First question : I assume the logical place to store this row lineage is as an extra column on each actual table, therefore I can link to the audit information directly from there when querying, if need be... The only other solution I could think of would be to have a seperate 'Data Registry' table, which stores the Audit ID, the table im talking about, and the primary key structure... This seems unnecessary, as it is much easier to store on the actual table, and there are many variations of key structures across all of the tables anyway, so that would be difficult to store... The only advantage of the 2nd solution would be that I do not have metadata stored on each operational table, which I know some data modellers may believe to be the correct way to go... Im definately leaning towards the first option, but was looking for some opinions please ?
Second Question : If I do end up storing the Audit ID on each operational table, obviously I can only store one at a time against each row... But I could have inserted the data from one process, then updated it from another... I am talking about a normalised data warehouse here, so data is rarely overwritten anyway, as history is stored, but in the case that it is, what do you see as being the correct method... I can see the advantages in both, ie: only store the Audit ID that created the data, any updates do not alter the Audit ID, or every time you perform an update to a row, update with the current Audit ID... Any opinions on that please ?

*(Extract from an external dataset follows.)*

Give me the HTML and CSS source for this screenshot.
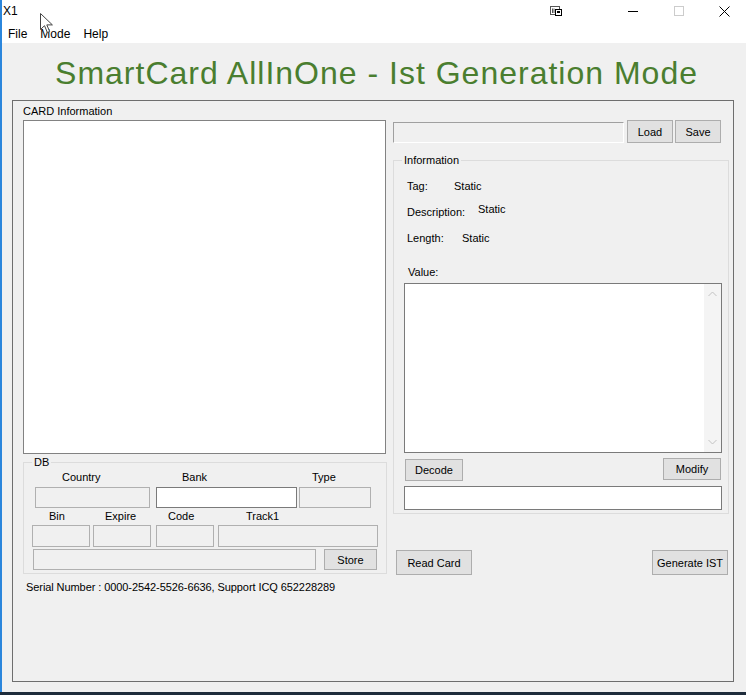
FILE: index.html
```html
<!DOCTYPE html>
<html lang="en">
<head>
    <meta charset="UTF-8">
    <title>X1</title>
    <link rel="stylesheet" href="styles.css">
</head>
<body>
    <div class="window">
        <div class="titlebar">
            <span class="caption">X1</span>
            <div class="caption-buttons">
                <span class="cap-btn snap">
                    <svg width="12" height="10" viewBox="0 0 12 10">
                        <rect x="0.5" y="0.5" width="9" height="8" fill="none" stroke="#555"/>
                        <path d="M2.5 2.5v4.5M4 2.5v4.5" stroke="#555"/>
                        <rect x="5.5" y="3.5" width="6" height="6" fill="#fff" stroke="#000"/>
                        <rect x="7" y="5" width="3" height="2" fill="#000"/>
                    </svg>
                </span>
                <span class="cap-btn">
                    <svg width="10" height="10" viewBox="0 0 10 10"><path d="M0 5.5h10" stroke="#000"/></svg>
                </span>
                <span class="cap-btn">
                    <svg width="10" height="10" viewBox="0 0 10 10"><rect x="0.5" y="0.5" width="9" height="9" fill="none" stroke="#cccccc"/></svg>
                </span>
                <span class="cap-btn close">
                    <svg width="11" height="11" viewBox="0 0 11 11"><path d="M0.5 0.5l10 10M10.5 0.5l-10 10" stroke="#000"/></svg>
                </span>
            </div>
        </div>

        <div class="menubar">
            <span class="menu-item">File</span>
            <span class="menu-item">Mode</span>
            <span class="menu-item">Help</span>
        </div>

        <div class="client">
            <h1 class="app-title">SmartCard AllInOne - Ist Generation Mode</h1>

            <div class="main-panel">
                <div class="left-col">
                    <div class="caption-label">CARD Information</div>
                    <div class="card-list"></div>

                    <fieldset class="group db-group">
                        <legend>DB</legend>
                        <div class="group-body db-body">
                            <div class="db-labels">
                                <span class="l-country">Country</span>
                                <span class="l-bank">Bank</span>
                                <span>Type</span>
                            </div>
                            <div class="db-row row-a">
                                <span class="tb f-country"></span>
                                <span class="tb tb-white f-bank"></span>
                                <span class="tb f-type"></span>
                            </div>
                            <div class="db-labels">
                                <span class="l-bin">Bin</span>
                                <span class="l-expire">Expire</span>
                                <span class="l-code">Code</span>
                                <span>Track1</span>
                            </div>
                            <div class="db-row row-b">
                                <span class="tb f-bin"></span>
                                <span class="tb f-expire"></span>
                                <span class="tb f-code"></span>
                                <span class="tb f-track"></span>
                            </div>
                            <div class="db-row row-c">
                                <span class="tb f-note"></span>
                                <button class="btn store-btn">Store</button>
                            </div>
                        </div>
                    </fieldset>

                    <div class="serial">Serial Number : 0000-2542-5526-6636, Support ICQ 652228289</div>
                </div>

                <div class="right-col">
                    <div class="file-row">
                        <span class="tb tb-sunken file-path"></span>
                        <button class="btn file-btn load-btn">Load</button>
                        <button class="btn file-btn save-btn">Save</button>
                    </div>

                    <fieldset class="group info-group">
                        <legend>Information</legend>
                        <div class="group-body info-body">
                            <div class="info-row tag-row">
                                <span class="info-key k-tag">Tag:</span>
                                <span>Static</span>
                            </div>
                            <div class="info-row desc-row">
                                <span class="info-key k-desc">Description:</span>
                                <span>Static</span>
                            </div>
                            <div class="info-row len-row">
                                <span class="info-key k-len">Length:</span>
                                <span>Static</span>
                            </div>
                            <div class="value-label">Value:</div>
                            <div class="value-box">
                                <div class="value-text"></div>
                                <div class="vscroll">
                                    <svg width="9" height="6" viewBox="0 0 9 6"><path d="M0.5 5L4.5 1l4 4" fill="none" stroke="#c2c2c2"/></svg>
                                    <svg width="9" height="6" viewBox="0 0 9 6"><path d="M0.5 1l4 4 4-4" fill="none" stroke="#c2c2c2"/></svg>
                                </div>
                            </div>
                            <div class="decode-row">
                                <button class="btn decode-btn">Decode</button>
                                <button class="btn modify-btn">Modify</button>
                            </div>
                            <span class="tb tb-white result-box"></span>
                        </div>
                    </fieldset>

                    <div class="action-row">
                        <button class="btn action-btn read-btn">Read Card</button>
                        <button class="btn action-btn gen-btn">Generate IST</button>
                    </div>
                </div>
            </div>
        </div>

        <!-- mouse pointer left over the menu bar -->
        <svg class="pointer" width="13" height="21" viewBox="0 0 13 21">
            <path d="M0.5 0.5v16l4-3.8 2.9 6.8 2.3-1-2.9-6.6h5.6z" fill="#fff" stroke="#444"/>
        </svg>
    </div>
    <div class="taskbar"></div>
</body>
</html>
```

FILE: styles.css
```css
body {
    margin: 0;
    width: 746px;
    height: 695px;
    overflow: hidden;
    background-color: #f0f0f0;
    font-family: 'Liberation Sans', Arial, sans-serif;
    font-size: 11px;
    color: #000;
}
.window {
    position: relative;
    height: 692px;
    box-sizing: border-box;
    border-left: 2px solid #2b86dc;
    background-color: #f0f0f0;
}
.taskbar {
    height: 3px;
    background-color: #1e2c3b;
}

/* title bar */
.titlebar {
    display: flex;
    height: 22px;
    background-color: #fff;
    font-size: 12px;
}
.caption {
    padding-left: 1px;
    line-height: 23px;
}
.caption-buttons {
    display: flex;
    margin-left: auto;
}
.cap-btn {
    display: flex;
    align-items: center;
    justify-content: center;
    width: 46px;
    height: 22px;
}
.cap-btn.snap {
    width: 22px;
    margin-right: 43px;
}
.cap-btn.close {
    width: 44px;
}
.menubar {
    display: flex;
    height: 21px;
    background-color: #fff;
    font-size: 12px;
}
.menu-item {
    padding: 4px 6px 0;
    margin-right: 1px;
    line-height: 17px;
}
.pointer {
    position: absolute;
    left: 38px;
    top: 13px;
}

/* client area */
.app-title {
    margin: 0;
    padding-top: 4px;
    padding-left: 5px;
    height: 53px;
    line-height: 53px;
    text-align: center;
    font-size: 32px;
    font-weight: normal;
    letter-spacing: 1px;
    color: #4a7e2f;
}
.main-panel {
    display: grid;
    grid-template-columns: 364px 336px;
    column-gap: 6px;
    align-items: start;
    width: 722px;
    height: 582px;
    margin-left: 10px;
    padding-left: 10px;
    box-sizing: border-box;
    border: 1px solid #6e6e6e;
}
.caption-label {
    padding-top: 3px;
    line-height: 14px;
}
.card-list {
    width: 363px;
    height: 334px;
    margin-top: 2px;
    box-sizing: border-box;
    border: 1px solid #828282;
    background-color: #fff;
}

/* group boxes */
.group {
    margin: 0;
    padding: 0;
    min-width: 0;
    border: 1px solid #dcdcdc;
}
.group legend {
    margin-left: 8px;
    padding: 0 2px;
    line-height: 14px;
}
.db-group {
    width: 364px;
    margin-top: 1px;
    box-sizing: border-box;
}
.db-body {
    padding-bottom: 3px;
}
.db-labels {
    display: flex;
    height: 14px;
    line-height: 14px;
    margin-top: 1px;
}
.db-labels .l-country { margin-left: 38px; width: 120px; }
.db-labels .l-bank { width: 130px; }
.db-labels .l-bin { margin-left: 25px; width: 56px; }
.db-labels .l-expire { width: 63px; }
.db-labels .l-code { width: 78px; }
.db-row {
    display: flex;
}
.tb {
    display: block;
    box-sizing: border-box;
    border: 1px solid #b0b0b0;
    background-color: #f0f0f0;
}
.tb-white {
    border-color: #7a7a7a;
    background-color: #fff;
}
.tb-sunken {
    border-color: #a0a0a0 #fff #fff #a0a0a0;
}
.row-a { margin-top: 3px; height: 21px; }
.row-a .f-country { margin-left: 11px; width: 115px; }
.row-a .f-bank { margin-left: 6px; width: 141px; }
.row-a .f-type { margin-left: 2px; width: 72px; }
.row-b { margin-top: 1px; height: 22px; }
.db-labels + .row-b { margin-top: 2px; }
.row-b .f-bin { margin-left: 8px; width: 58px; }
.row-b .f-expire { margin-left: 3px; width: 58px; }
.row-b .f-code { margin-left: 5px; width: 58px; }
.row-b .f-track { margin-left: 4px; width: 160px; }
.row-c { margin-top: 2px; height: 21px; }
.row-c .f-note { margin-left: 9px; width: 283px; }
.db-row .tb { height: 100%; }

.btn {
    box-sizing: border-box;
    margin: 0;
    padding: 0;
    border: 1px solid #adadad;
    background-color: #e1e1e1;
    font-family: inherit;
    font-size: 11px;
    color: #000;
}
.store-btn {
    width: 53px;
    height: 21px;
    margin-left: 8px;
}
.serial {
    margin: 6px 0 0 3px;
    line-height: 14px;
    letter-spacing: -0.08px;
}

/* right column */
.file-row {
    display: flex;
    align-items: flex-start;
    margin-top: 19px;
}
.file-path {
    width: 231px;
    height: 21px;
    margin-top: 2px;
}
.file-btn {
    width: 46px;
    height: 23px;
}
.load-btn { margin-left: 3px; }
.save-btn { margin-left: 2px; }

.info-group {
    width: 336px;
    margin-top: 10px;
    box-sizing: border-box;
}
.info-body {
    padding: 0 6px 3px 10px;
}
.info-row {
    display: flex;
    align-items: flex-start;
    line-height: 14px;
}
.info-key { margin-left: 3px; }
.k-tag { width: 47px; }
.k-desc { width: 71px; padding-top: 3px; }
.k-len { width: 55px; }
.tag-row { margin-top: 12px; }
.desc-row { margin-top: 9px; }
.len-row { margin-top: 12px; }
.value-label {
    margin: 20px 0 0 4px;
    line-height: 14px;
}
.value-box {
    display: flex;
    height: 170px;
    margin-top: 4px;
    box-sizing: border-box;
    border: 1px solid #7a7a7a;
    background-color: #fff;
}
.value-text {
    flex: 1;
}
.vscroll {
    display: flex;
    flex-direction: column;
    justify-content: space-between;
    align-items: center;
    width: 17px;
    padding: 7px 0 7px;
    box-sizing: border-box;
    background-color: #f4f4f4;
}
.decode-row {
    display: flex;
    align-items: flex-start;
    height: 23px;
    margin-top: 5px;
}
.decode-btn {
    width: 58px;
    height: 22px;
    margin: 1px 0 0 1px;
}
.modify-btn {
    width: 58px;
    height: 22px;
    margin: 0 1px 0 auto;
}
.result-box {
    height: 24px;
    margin-top: 5px;
}
.action-row {
    display: flex;
    justify-content: space-between;
    margin-top: 36px;
}
.action-btn {
    width: 76px;
    height: 25px;
}
.read-btn { margin-left: 3px; }
.gen-btn { margin-right: 1px; }
```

every operation should get its own current audit id, as well as a datetime stamp
typically in this situation, both the audit id and a datetime stamp become part of the primary key, because they "extend" the primary key so as to allow multiple occurrences of a row for the original primary key
it's hard to see this as a separate table, so i would go for your first solution
thanks.... the current design has the date-time stamp is recorded on the actual audit table ( applicable to the job which was responsible ), therefore is not required on each operational data table... i see what you are saying about including the 'audit_id' as part of the primary key, but that interferes with the normal key structure of the table, which states that say a customer may only exist once ... If i start letting my metadata dictate the table / PK structure, it will compromise the reporting from the table, which is of course the primary objective.... as i said before, this is a data warehouse therefore is history enabled, meaning most tables are not updated, but there are a few instances where this is not the case, say the tables holding the important entities within my organisation ( customers, accounts, products, etc. )
right, well, from your original few paragraphs of explanation i though i understood it, but obviously not well enough, so if you do not want to extend a primary key in a data warehouse then of course you can only store one row with each value so i don't see how you can build up an audit history if you can only store one version of each record
you would need to include the table/schema the change applies to in that Audit table also... but the problem is that the primary key structures across all the different tables is different, some are single attribute, some are multi-part, etc... how would i get around that apart from storing them in a single CHAR column ( with each seperated by commas, for example ), and if i did that, i wouldnt be able to join to the original table any more ?